**Required task**
Search the material and gather each line with "page" in it.

**Supplied entries**

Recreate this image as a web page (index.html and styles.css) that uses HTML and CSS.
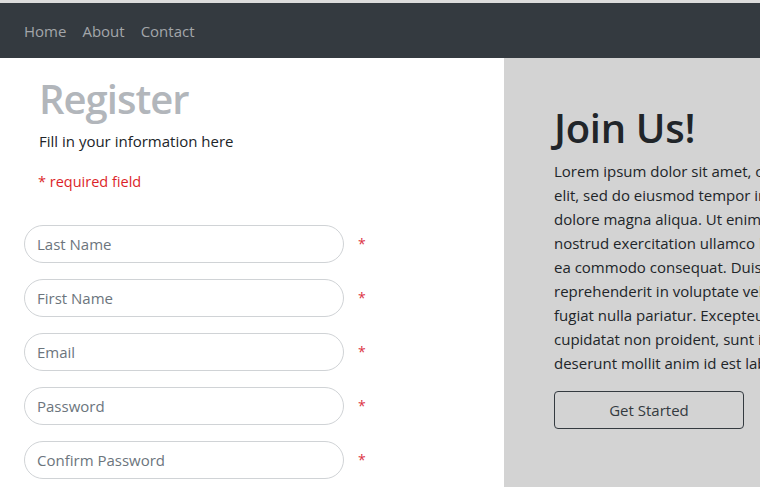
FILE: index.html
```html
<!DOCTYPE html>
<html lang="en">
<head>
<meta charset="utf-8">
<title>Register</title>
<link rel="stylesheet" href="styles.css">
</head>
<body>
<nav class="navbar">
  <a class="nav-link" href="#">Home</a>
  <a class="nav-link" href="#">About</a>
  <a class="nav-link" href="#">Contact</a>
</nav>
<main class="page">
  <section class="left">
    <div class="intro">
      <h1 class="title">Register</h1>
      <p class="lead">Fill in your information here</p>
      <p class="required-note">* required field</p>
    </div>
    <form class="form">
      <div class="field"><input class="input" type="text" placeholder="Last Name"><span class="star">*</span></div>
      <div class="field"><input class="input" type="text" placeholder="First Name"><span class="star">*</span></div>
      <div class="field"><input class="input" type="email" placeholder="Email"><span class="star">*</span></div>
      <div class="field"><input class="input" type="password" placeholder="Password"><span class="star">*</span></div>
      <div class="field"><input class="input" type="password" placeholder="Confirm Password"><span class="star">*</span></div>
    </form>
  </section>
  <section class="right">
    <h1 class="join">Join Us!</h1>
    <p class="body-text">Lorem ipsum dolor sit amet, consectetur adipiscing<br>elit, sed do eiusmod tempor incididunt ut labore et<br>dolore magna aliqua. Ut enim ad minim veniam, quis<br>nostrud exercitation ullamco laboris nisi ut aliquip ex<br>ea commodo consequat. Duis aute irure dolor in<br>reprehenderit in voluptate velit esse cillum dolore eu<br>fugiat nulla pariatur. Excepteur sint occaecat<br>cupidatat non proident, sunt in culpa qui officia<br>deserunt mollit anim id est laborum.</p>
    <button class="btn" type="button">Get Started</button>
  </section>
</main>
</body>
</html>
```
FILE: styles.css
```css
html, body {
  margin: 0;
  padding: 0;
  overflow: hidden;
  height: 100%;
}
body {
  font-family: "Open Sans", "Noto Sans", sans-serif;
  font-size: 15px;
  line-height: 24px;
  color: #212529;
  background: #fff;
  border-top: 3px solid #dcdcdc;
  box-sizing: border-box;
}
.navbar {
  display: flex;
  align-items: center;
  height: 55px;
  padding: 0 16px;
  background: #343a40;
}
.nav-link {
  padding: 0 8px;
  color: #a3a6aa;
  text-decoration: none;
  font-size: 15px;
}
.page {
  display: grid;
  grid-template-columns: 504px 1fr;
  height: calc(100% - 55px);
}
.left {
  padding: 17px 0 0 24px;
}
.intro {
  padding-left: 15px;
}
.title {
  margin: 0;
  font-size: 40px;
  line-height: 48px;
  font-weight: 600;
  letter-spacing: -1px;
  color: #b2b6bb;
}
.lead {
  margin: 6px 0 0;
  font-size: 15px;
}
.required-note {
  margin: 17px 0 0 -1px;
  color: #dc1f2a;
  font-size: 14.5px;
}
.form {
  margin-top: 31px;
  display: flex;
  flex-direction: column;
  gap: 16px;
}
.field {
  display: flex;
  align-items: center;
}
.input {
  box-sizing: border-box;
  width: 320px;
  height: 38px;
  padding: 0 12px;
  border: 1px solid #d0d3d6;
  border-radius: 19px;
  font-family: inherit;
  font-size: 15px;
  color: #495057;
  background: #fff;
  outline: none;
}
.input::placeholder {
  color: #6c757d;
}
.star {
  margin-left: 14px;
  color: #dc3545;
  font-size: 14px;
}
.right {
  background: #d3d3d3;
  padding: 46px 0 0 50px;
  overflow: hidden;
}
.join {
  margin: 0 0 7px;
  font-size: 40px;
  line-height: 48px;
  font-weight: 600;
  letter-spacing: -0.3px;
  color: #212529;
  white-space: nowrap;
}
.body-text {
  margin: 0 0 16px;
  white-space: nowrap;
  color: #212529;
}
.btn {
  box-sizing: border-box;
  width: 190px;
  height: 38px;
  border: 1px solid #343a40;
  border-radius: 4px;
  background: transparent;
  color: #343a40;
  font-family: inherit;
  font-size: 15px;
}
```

* * *

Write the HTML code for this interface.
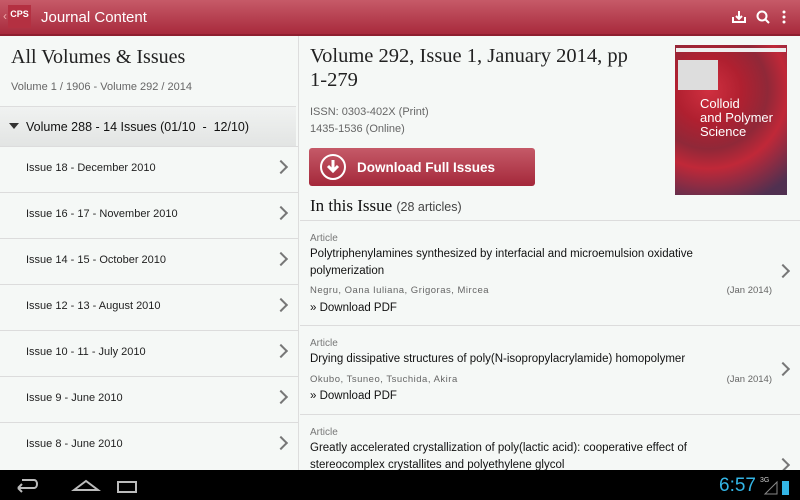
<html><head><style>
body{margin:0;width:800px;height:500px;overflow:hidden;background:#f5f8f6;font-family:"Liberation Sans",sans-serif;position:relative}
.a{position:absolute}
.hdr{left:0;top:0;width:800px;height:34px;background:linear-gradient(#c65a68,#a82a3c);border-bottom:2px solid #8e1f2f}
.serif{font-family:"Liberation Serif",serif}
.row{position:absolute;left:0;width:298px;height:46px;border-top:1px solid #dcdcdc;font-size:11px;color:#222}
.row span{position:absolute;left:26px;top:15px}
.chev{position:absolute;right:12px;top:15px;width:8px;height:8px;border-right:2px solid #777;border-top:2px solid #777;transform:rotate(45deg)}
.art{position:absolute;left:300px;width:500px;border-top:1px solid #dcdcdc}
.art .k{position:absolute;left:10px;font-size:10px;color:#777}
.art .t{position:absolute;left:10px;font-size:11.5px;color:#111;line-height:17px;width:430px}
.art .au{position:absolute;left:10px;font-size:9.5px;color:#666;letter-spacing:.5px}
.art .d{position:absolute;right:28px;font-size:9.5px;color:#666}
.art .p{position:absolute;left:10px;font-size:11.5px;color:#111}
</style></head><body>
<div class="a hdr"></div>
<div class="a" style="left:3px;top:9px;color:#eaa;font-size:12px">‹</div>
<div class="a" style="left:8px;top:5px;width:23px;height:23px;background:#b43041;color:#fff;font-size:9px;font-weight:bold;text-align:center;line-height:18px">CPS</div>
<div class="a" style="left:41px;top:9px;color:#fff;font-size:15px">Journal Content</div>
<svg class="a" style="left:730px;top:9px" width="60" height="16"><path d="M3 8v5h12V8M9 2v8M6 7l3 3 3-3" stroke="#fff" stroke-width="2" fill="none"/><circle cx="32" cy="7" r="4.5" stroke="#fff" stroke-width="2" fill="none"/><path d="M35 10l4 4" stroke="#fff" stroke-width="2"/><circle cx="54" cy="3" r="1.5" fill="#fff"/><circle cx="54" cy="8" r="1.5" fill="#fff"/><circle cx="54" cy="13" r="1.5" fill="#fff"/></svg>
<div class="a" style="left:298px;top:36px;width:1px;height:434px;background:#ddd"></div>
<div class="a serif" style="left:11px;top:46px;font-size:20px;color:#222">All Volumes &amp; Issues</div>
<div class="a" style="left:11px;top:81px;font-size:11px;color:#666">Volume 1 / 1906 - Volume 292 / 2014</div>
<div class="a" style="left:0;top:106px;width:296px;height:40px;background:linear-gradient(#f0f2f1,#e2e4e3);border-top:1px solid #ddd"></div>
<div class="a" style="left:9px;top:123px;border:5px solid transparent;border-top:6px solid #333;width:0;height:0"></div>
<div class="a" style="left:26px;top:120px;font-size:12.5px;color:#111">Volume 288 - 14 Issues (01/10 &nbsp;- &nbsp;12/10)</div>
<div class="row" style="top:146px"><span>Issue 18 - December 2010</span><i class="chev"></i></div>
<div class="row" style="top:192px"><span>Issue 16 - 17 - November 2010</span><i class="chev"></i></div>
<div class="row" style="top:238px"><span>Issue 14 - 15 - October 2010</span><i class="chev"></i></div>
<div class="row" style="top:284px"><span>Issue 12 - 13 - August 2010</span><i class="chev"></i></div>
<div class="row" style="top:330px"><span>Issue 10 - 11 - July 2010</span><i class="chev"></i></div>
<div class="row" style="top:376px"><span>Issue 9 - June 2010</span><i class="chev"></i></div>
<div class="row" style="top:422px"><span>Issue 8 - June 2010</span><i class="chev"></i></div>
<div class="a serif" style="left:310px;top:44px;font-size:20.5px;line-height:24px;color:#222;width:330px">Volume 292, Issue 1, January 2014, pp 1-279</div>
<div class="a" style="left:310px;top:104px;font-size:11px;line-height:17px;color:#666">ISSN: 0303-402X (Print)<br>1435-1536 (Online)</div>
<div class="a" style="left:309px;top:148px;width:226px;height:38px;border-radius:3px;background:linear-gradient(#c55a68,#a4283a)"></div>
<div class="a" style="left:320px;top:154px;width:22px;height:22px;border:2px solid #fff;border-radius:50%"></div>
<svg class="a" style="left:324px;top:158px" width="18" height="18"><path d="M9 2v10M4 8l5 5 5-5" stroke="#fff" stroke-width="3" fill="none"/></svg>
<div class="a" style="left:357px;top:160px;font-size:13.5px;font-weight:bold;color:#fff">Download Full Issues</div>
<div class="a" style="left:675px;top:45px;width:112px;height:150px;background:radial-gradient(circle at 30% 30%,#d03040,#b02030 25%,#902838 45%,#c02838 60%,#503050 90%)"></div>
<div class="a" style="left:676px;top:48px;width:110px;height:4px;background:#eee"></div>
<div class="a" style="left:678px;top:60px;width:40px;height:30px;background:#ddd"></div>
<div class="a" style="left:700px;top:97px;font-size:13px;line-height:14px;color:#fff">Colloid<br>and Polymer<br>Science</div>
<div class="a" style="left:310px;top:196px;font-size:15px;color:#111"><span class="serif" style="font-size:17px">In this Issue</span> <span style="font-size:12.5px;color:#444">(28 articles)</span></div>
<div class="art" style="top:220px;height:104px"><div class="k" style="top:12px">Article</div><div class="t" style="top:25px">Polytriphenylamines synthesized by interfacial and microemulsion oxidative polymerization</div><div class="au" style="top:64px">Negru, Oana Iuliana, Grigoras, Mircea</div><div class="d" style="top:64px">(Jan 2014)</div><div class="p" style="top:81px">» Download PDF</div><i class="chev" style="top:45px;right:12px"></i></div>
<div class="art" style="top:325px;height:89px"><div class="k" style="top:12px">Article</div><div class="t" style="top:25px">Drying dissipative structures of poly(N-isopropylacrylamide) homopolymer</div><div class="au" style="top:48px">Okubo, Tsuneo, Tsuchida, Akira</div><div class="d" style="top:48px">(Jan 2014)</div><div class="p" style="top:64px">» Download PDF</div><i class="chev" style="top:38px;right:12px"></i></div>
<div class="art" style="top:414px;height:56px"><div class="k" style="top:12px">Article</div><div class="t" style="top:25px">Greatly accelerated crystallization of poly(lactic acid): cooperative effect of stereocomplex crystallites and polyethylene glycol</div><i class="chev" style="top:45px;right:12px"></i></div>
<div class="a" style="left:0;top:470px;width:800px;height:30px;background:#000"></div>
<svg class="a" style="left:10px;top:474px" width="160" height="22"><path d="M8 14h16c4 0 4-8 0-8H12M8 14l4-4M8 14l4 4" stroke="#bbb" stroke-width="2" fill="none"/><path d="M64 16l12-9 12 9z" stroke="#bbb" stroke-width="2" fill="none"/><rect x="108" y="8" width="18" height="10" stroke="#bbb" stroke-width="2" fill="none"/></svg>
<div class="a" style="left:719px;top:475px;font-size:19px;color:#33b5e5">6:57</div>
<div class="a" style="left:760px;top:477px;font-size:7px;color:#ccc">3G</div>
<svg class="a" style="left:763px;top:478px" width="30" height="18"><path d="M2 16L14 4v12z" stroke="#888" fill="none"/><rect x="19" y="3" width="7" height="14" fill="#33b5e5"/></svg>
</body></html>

...

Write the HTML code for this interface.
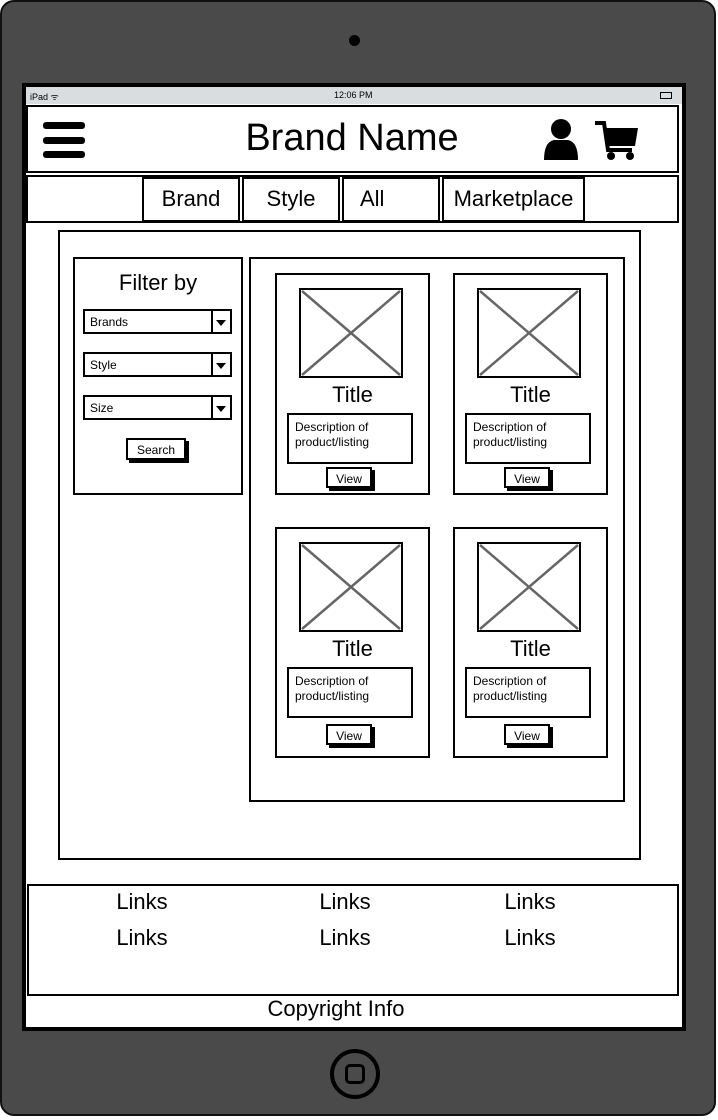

**Exercise answer**
Recreate this image as a web page (index.html and styles.css) that uses HTML and CSS.
<main class="page">
.page {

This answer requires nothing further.